# What you are asked to do
Write out the entire listing below exactly as it appears, minus any pictures.

=== Dataset excerpt ===

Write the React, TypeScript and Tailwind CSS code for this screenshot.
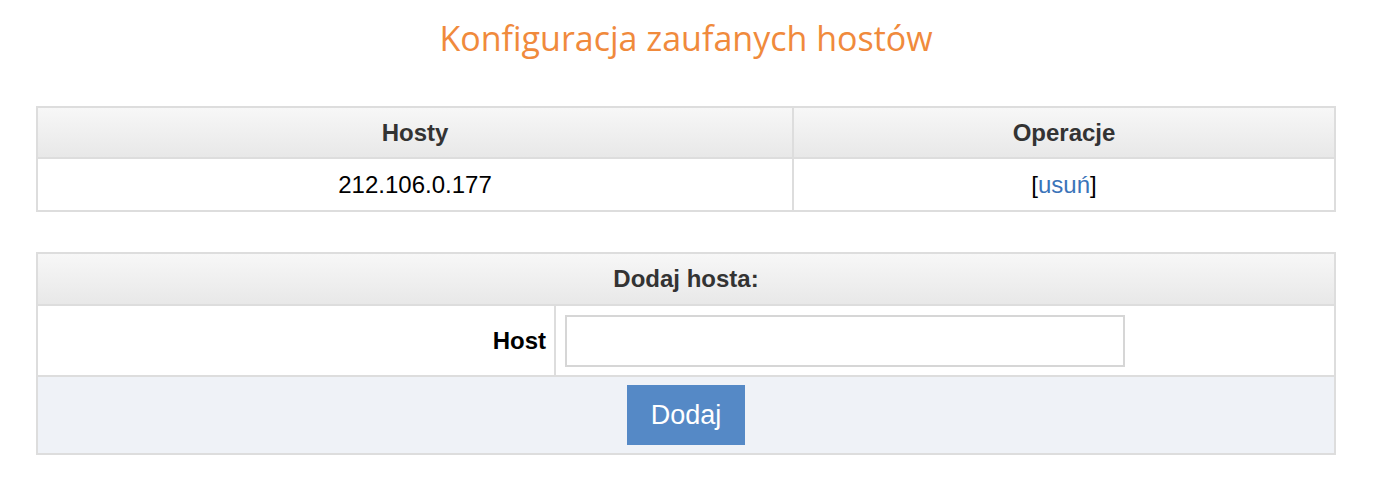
export default function App() {
  const headerBg = 'bg-[linear-gradient(to_bottom,#f7f7f7,#e8e8e8)]';

  return (
    <div className="min-h-[496px] bg-white font-['Liberation_Sans',Arial,sans-serif]">
      <div className="ml-[36px] w-[1300px] pt-[18px]">
        {/* Page title */}
        <h1 className="h-[40px] text-center font-['Open_Sans',sans-serif] text-[34px] leading-[40px] text-[#f08a3c]">
          Konfiguracja zaufanych hostów
        </h1>

        {/* Trusted hosts list */}
        <div className="mt-[48px] border-2 border-[#dddddd]">
          <div className={`flex h-[51px] border-b-2 border-[#dddddd] ${headerBg}`}>
            <div className="flex w-[756px] items-center justify-center border-r-2 border-[#dddddd] text-[24px] font-bold text-[#333333]">
              Hosty
            </div>
            <div className="flex flex-1 items-center justify-center text-[24px] font-bold text-[#333333]">
              Operacje
            </div>
          </div>
          <div className="flex h-[51px]">
            <div className="flex w-[756px] items-center justify-center border-r-2 border-[#dddddd] text-[24px] text-black">
              212.106.0.177
            </div>
            <div className="flex flex-1 items-center justify-center text-[24px] text-black">
              [<a href="#" className="text-[#3b74b9]">usuń</a>]
            </div>
          </div>
        </div>

        {/* Add host form */}
        <div className="mt-[40px] border-2 border-[#dddddd]">
          <div className={`flex h-[52px] items-center justify-center border-b-2 border-[#dddddd] text-[24px] font-bold text-[#333333] ${headerBg}`}>
            Dodaj hosta:
          </div>
          <div className="flex h-[71px] border-b-2 border-[#dddddd]">
            <label className="flex w-[518px] items-center justify-end border-r-2 border-[#dddddd] pr-[8px] text-[24px] font-bold text-black">
              Host
            </label>
            <div className="flex flex-1 items-center pl-[9px]">
              <input
                type="text"
                className="h-[52px] w-[560px] border-2 border-[#d6d6d6] bg-white px-2 text-[24px] outline-none"
              />
            </div>
          </div>
          <div className="flex h-[76px] items-center justify-center bg-[#eff2f7]">
            <button className="h-[60px] w-[118px] bg-[#5589c6] text-[27px] text-white">
              Dodaj
            </button>
          </div>
        </div>
      </div>
    </div>
  );
}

===

# Written reply
Write the React, TypeScript and Tailwind CSS code for this screenshot.
export default function App() {
  const headerBg = 'bg-[linear-gradient(to_bottom,#f7f7f7,#e8e8e8)]';

  return (
    <div className="min-h-[496px] bg-white font-['Liberation_Sans',Arial,sans-serif]">
      <div className="ml-[36px] w-[1300px] pt-[18px]">
        {/* Page title */}
        <h1 className="h-[40px] text-center font-['Open_Sans',sans-serif] text-[34px] leading-[40px] text-[#f08a3c]">
          Konfiguracja zaufanych hostów
        </h1>

        {/* Trusted hosts list */}
        <div className="mt-[48px] border-2 border-[#dddddd]">
          <div className={`flex h-[51px] border-b-2 border-[#dddddd] ${headerBg}`}>
            <div className="flex w-[756px] items-center justify-center border-r-2 border-[#dddddd] text-[24px] font-bold text-[#333333]">
              Hosty
            </div>
            <div className="flex flex-1 items-center justify-center text-[24px] font-bold text-[#333333]">
              Operacje
            </div>
          </div>
          <div className="flex h-[51px]">
            <div className="flex w-[756px] items-center justify-center border-r-2 border-[#dddddd] text-[24px] text-black">
              212.106.0.177
            </div>
            <div className="flex flex-1 items-center justify-center text-[24px] text-black">
              [<a href="#" className="text-[#3b74b9]">usuń</a>]
            </div>
          </div>
        </div>

        {/* Add host form */}
        <div className="mt-[40px] border-2 border-[#dddddd]">
          <div className={`flex h-[52px] items-center justify-center border-b-2 border-[#dddddd] text-[24px] font-bold text-[#333333] ${headerBg}`}>
            Dodaj hosta:
          </div>
          <div className="flex h-[71px] border-b-2 border-[#dddddd]">
            <label className="flex w-[518px] items-center justify-end border-r-2 border-[#dddddd] pr-[8px] text-[24px] font-bold text-black">
              Host
            </label>
            <div className="flex flex-1 items-center pl-[9px]">
              <input
                type="text"
                className="h-[52px] w-[560px] border-2 border-[#d6d6d6] bg-white px-2 text-[24px] outline-none"
              />
            </div>
          </div>
          <div className="flex h-[76px] items-center justify-center bg-[#eff2f7]">
            <button className="h-[60px] w-[118px] bg-[#5589c6] text-[27px] text-white">
              Dodaj
            </button>
          </div>
        </div>
      </div>
    </div>
  );
}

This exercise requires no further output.